• _Objective_:
Quote from the first line below through the line that contains "are our winner!</p>", both included, and leave the pictures out.

• _Supplied information_:
>> begin
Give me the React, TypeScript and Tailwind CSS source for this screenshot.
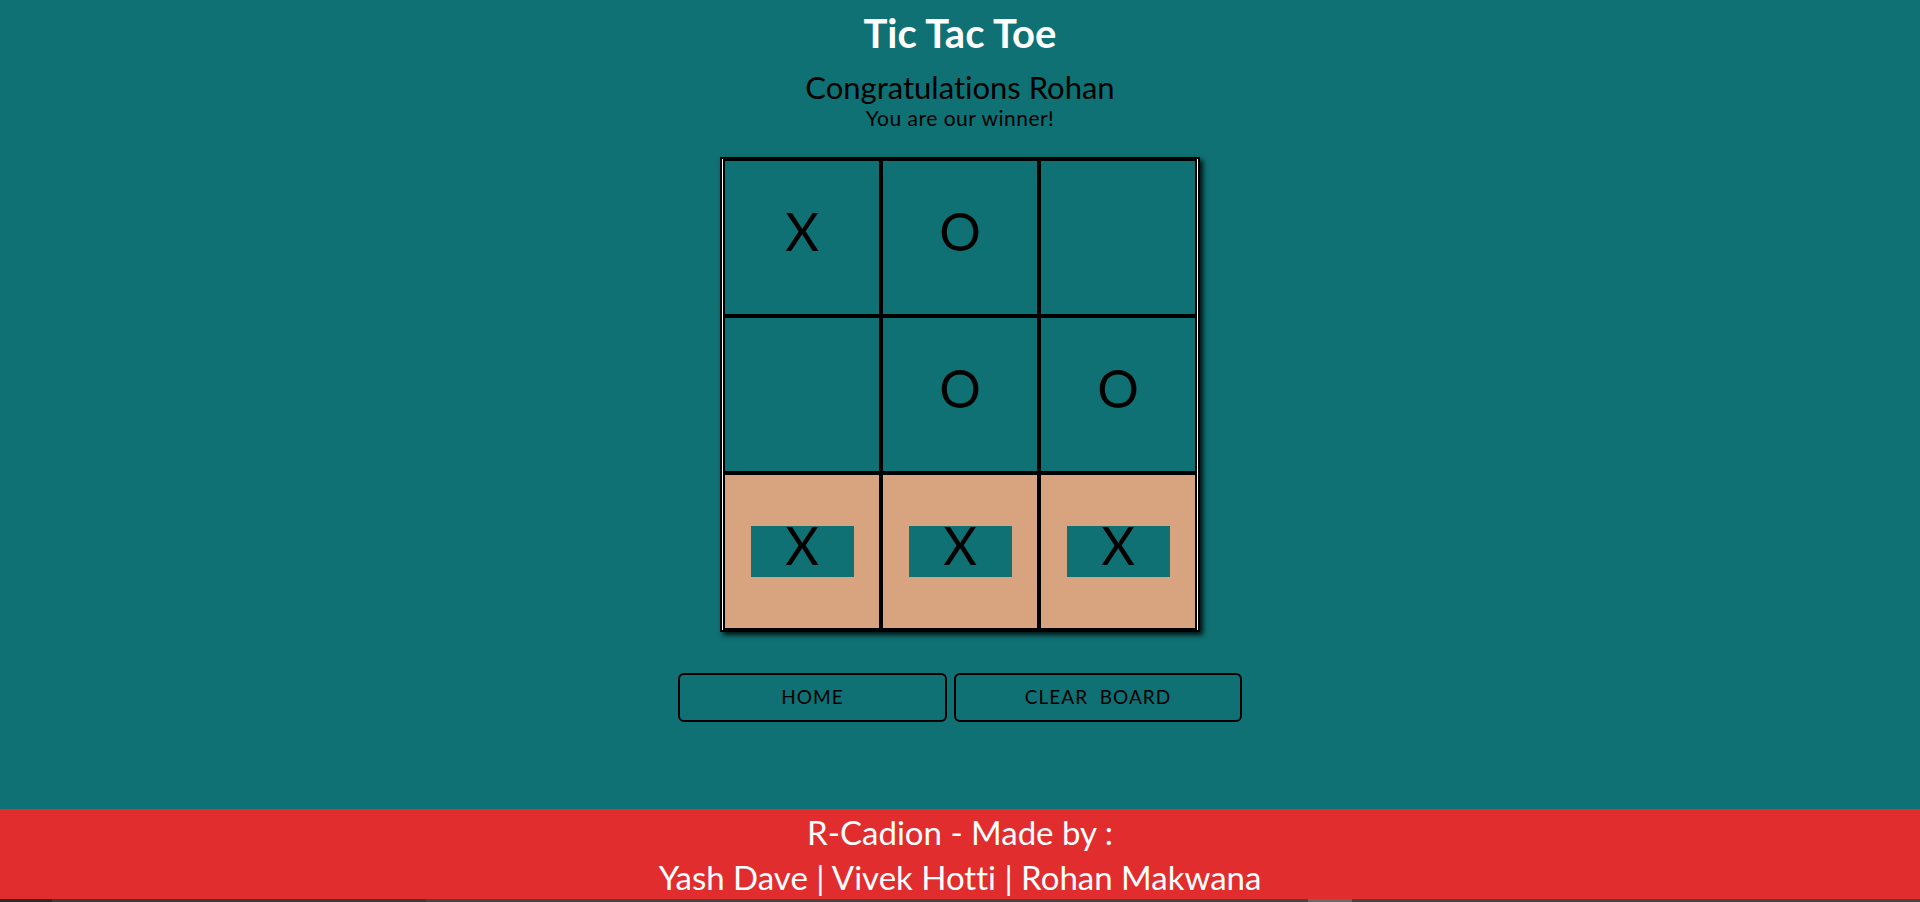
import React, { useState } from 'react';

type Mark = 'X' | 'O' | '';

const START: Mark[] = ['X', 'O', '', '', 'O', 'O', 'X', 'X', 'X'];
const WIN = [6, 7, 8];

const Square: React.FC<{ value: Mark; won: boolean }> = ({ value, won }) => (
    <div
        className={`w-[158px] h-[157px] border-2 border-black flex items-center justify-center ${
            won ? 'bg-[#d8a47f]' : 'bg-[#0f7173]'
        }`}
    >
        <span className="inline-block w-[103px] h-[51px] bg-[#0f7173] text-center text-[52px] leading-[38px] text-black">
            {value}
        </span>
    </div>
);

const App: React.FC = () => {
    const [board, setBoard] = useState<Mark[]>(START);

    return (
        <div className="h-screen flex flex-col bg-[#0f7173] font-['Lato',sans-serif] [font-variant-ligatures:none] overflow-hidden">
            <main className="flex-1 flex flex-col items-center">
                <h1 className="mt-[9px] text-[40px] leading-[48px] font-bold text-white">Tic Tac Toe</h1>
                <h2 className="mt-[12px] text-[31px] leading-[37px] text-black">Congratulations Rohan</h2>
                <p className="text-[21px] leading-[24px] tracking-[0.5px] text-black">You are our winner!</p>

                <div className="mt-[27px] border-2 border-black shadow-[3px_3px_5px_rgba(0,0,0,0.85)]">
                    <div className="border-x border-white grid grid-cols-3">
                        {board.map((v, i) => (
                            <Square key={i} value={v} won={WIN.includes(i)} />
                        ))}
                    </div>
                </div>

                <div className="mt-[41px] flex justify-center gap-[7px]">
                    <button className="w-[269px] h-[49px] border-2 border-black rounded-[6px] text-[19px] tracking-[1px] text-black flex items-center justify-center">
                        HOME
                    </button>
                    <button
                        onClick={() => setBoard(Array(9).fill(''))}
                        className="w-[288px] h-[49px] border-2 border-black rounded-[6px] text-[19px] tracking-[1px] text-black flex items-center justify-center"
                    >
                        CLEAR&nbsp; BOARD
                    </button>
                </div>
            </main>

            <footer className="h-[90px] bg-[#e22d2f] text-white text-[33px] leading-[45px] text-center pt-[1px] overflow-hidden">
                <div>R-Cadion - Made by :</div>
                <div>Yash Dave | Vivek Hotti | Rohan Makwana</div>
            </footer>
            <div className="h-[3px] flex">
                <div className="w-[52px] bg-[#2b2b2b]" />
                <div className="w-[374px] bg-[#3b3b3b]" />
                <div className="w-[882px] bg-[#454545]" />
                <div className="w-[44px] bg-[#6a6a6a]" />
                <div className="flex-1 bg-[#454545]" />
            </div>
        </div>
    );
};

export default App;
>> end
• _Full answer_:
Give me the React, TypeScript and Tailwind CSS source for this screenshot.
import React, { useState } from 'react';

type Mark = 'X' | 'O' | '';

const START: Mark[] = ['X', 'O', '', '', 'O', 'O', 'X', 'X', 'X'];
const WIN = [6, 7, 8];

const Square: React.FC<{ value: Mark; won: boolean }> = ({ value, won }) => (
    <div
        className={`w-[158px] h-[157px] border-2 border-black flex items-center justify-center ${
            won ? 'bg-[#d8a47f]' : 'bg-[#0f7173]'
        }`}
    >
        <span className="inline-block w-[103px] h-[51px] bg-[#0f7173] text-center text-[52px] leading-[38px] text-black">
            {value}
        </span>
    </div>
);

const App: React.FC = () => {
    const [board, setBoard] = useState<Mark[]>(START);

    return (
        <div className="h-screen flex flex-col bg-[#0f7173] font-['Lato',sans-serif] [font-variant-ligatures:none] overflow-hidden">
            <main className="flex-1 flex flex-col items-center">
                <h1 className="mt-[9px] text-[40px] leading-[48px] font-bold text-white">Tic Tac Toe</h1>
                <h2 className="mt-[12px] text-[31px] leading-[37px] text-black">Congratulations Rohan</h2>
                <p className="text-[21px] leading-[24px] tracking-[0.5px] text-black">You are our winner!</p>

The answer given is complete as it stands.